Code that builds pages
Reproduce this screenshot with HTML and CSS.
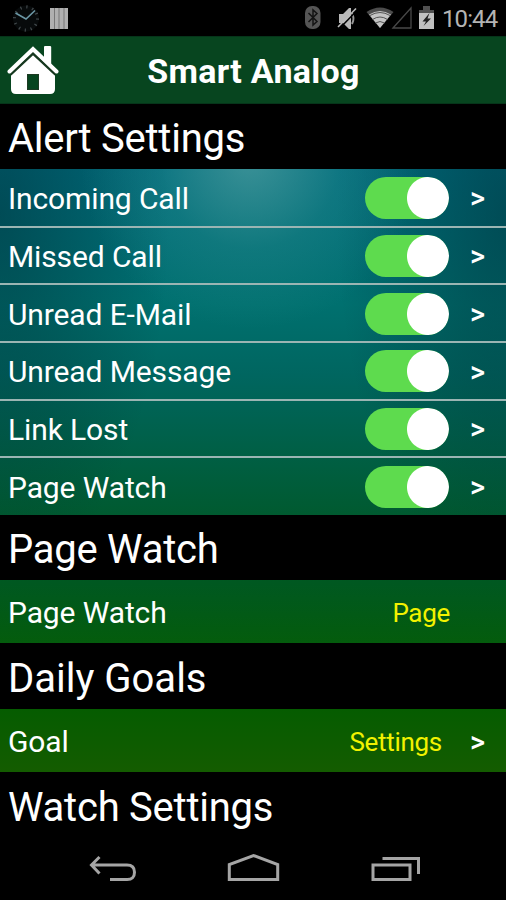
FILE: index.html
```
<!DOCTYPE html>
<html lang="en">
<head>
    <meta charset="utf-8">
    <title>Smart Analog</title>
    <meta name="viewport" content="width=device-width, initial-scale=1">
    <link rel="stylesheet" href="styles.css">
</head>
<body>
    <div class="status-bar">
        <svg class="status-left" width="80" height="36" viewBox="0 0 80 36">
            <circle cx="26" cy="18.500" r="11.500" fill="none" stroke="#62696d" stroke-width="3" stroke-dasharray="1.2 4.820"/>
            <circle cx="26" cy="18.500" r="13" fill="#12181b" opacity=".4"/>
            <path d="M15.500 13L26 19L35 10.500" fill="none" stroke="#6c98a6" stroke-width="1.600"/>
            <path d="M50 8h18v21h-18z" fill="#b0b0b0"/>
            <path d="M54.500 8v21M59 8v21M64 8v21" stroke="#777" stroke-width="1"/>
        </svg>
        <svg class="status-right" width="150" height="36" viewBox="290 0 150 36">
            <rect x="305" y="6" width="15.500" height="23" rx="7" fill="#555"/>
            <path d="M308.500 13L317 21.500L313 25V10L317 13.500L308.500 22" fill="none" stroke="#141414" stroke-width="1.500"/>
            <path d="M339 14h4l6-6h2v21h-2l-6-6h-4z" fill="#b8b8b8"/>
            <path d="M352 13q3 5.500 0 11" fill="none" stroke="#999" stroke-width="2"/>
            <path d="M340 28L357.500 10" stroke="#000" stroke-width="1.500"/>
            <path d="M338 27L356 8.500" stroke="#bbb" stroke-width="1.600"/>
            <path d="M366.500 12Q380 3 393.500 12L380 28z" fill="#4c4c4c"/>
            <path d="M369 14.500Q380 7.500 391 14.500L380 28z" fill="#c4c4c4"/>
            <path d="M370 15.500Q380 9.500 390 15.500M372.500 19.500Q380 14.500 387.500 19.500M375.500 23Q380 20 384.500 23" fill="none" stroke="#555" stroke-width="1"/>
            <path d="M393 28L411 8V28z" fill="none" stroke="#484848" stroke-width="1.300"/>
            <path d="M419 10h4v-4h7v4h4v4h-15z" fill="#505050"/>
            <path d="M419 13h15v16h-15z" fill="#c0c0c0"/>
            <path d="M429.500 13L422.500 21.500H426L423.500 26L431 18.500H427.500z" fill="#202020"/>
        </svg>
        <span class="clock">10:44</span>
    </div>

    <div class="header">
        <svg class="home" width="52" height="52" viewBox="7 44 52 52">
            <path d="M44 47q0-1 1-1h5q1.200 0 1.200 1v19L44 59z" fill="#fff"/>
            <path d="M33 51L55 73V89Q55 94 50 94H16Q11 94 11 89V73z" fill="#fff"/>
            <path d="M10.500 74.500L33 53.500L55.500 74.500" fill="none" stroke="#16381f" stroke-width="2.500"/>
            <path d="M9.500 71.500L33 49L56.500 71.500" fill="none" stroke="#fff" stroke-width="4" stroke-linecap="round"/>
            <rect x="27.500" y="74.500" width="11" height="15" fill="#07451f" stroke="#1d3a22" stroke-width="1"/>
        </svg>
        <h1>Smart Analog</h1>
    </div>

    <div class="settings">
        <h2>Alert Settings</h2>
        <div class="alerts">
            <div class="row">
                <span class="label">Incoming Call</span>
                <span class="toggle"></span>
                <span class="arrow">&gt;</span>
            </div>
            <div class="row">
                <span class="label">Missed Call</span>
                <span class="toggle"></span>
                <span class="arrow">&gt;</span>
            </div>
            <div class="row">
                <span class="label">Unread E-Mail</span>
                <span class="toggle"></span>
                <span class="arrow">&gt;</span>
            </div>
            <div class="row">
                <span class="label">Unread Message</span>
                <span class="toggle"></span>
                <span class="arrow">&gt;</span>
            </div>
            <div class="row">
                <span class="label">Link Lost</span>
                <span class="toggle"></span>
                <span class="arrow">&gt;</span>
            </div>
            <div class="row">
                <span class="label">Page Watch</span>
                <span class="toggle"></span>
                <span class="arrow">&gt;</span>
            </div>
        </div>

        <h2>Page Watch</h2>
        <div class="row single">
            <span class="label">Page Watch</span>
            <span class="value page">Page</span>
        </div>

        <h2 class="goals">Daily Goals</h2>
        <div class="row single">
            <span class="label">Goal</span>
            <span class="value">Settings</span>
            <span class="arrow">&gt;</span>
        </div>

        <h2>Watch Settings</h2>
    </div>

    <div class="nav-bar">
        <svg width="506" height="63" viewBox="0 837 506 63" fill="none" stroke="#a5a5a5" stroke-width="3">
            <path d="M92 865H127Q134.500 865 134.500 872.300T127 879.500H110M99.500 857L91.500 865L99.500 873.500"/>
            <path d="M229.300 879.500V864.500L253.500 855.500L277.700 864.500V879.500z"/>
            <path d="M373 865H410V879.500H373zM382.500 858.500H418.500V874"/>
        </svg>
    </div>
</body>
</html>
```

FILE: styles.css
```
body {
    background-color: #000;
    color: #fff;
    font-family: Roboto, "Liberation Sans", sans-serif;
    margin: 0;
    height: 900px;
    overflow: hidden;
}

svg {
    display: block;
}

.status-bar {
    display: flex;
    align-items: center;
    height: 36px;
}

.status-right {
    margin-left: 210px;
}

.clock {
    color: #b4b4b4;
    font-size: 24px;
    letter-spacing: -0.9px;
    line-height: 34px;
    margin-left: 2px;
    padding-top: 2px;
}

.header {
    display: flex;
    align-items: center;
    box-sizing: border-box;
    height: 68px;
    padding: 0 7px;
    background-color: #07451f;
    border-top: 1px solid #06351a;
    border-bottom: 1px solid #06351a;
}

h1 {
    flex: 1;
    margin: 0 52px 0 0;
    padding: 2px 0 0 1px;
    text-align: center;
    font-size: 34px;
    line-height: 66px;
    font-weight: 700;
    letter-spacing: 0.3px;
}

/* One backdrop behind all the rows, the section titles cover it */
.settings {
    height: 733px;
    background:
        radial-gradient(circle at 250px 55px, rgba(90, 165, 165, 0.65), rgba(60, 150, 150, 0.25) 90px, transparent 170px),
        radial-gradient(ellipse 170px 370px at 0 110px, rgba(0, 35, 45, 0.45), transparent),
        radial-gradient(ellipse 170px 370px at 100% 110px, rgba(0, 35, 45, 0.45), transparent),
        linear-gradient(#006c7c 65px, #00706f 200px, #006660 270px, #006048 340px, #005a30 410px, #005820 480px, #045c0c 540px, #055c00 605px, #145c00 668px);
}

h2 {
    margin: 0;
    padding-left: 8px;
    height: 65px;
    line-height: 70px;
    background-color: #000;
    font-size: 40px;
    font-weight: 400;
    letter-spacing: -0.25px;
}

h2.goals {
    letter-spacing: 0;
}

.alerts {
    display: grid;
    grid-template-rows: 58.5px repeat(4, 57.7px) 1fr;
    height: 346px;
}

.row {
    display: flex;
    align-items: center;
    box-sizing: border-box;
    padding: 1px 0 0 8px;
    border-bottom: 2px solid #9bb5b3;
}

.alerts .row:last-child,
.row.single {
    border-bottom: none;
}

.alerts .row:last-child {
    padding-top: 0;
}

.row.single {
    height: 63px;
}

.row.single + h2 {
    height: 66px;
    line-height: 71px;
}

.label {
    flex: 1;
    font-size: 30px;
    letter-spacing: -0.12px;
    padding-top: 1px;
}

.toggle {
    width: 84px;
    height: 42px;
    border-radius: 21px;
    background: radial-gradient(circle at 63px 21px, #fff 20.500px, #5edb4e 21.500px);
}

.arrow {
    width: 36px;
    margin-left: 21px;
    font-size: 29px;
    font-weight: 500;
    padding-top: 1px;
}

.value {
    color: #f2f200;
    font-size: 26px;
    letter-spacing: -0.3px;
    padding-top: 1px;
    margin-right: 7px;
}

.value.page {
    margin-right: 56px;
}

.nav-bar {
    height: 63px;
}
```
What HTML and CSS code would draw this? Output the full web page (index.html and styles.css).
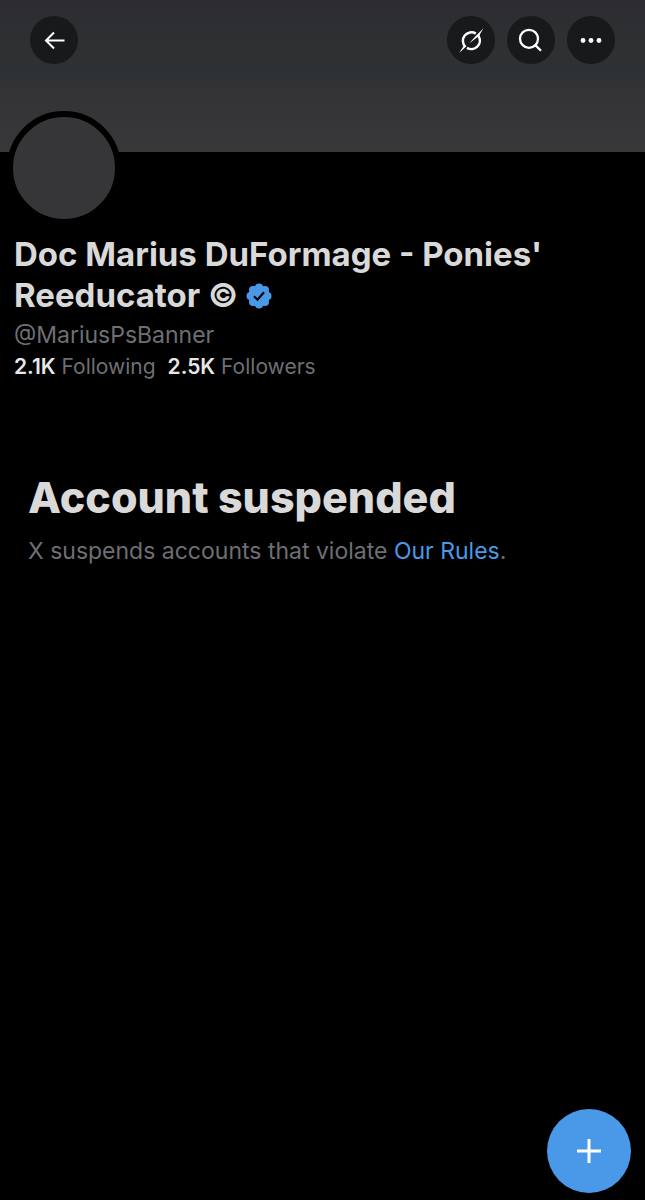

EXERCISE BRIEF: Count up every line above that has the word "this" in it; answer with the number alone.

THE ANSWER: 2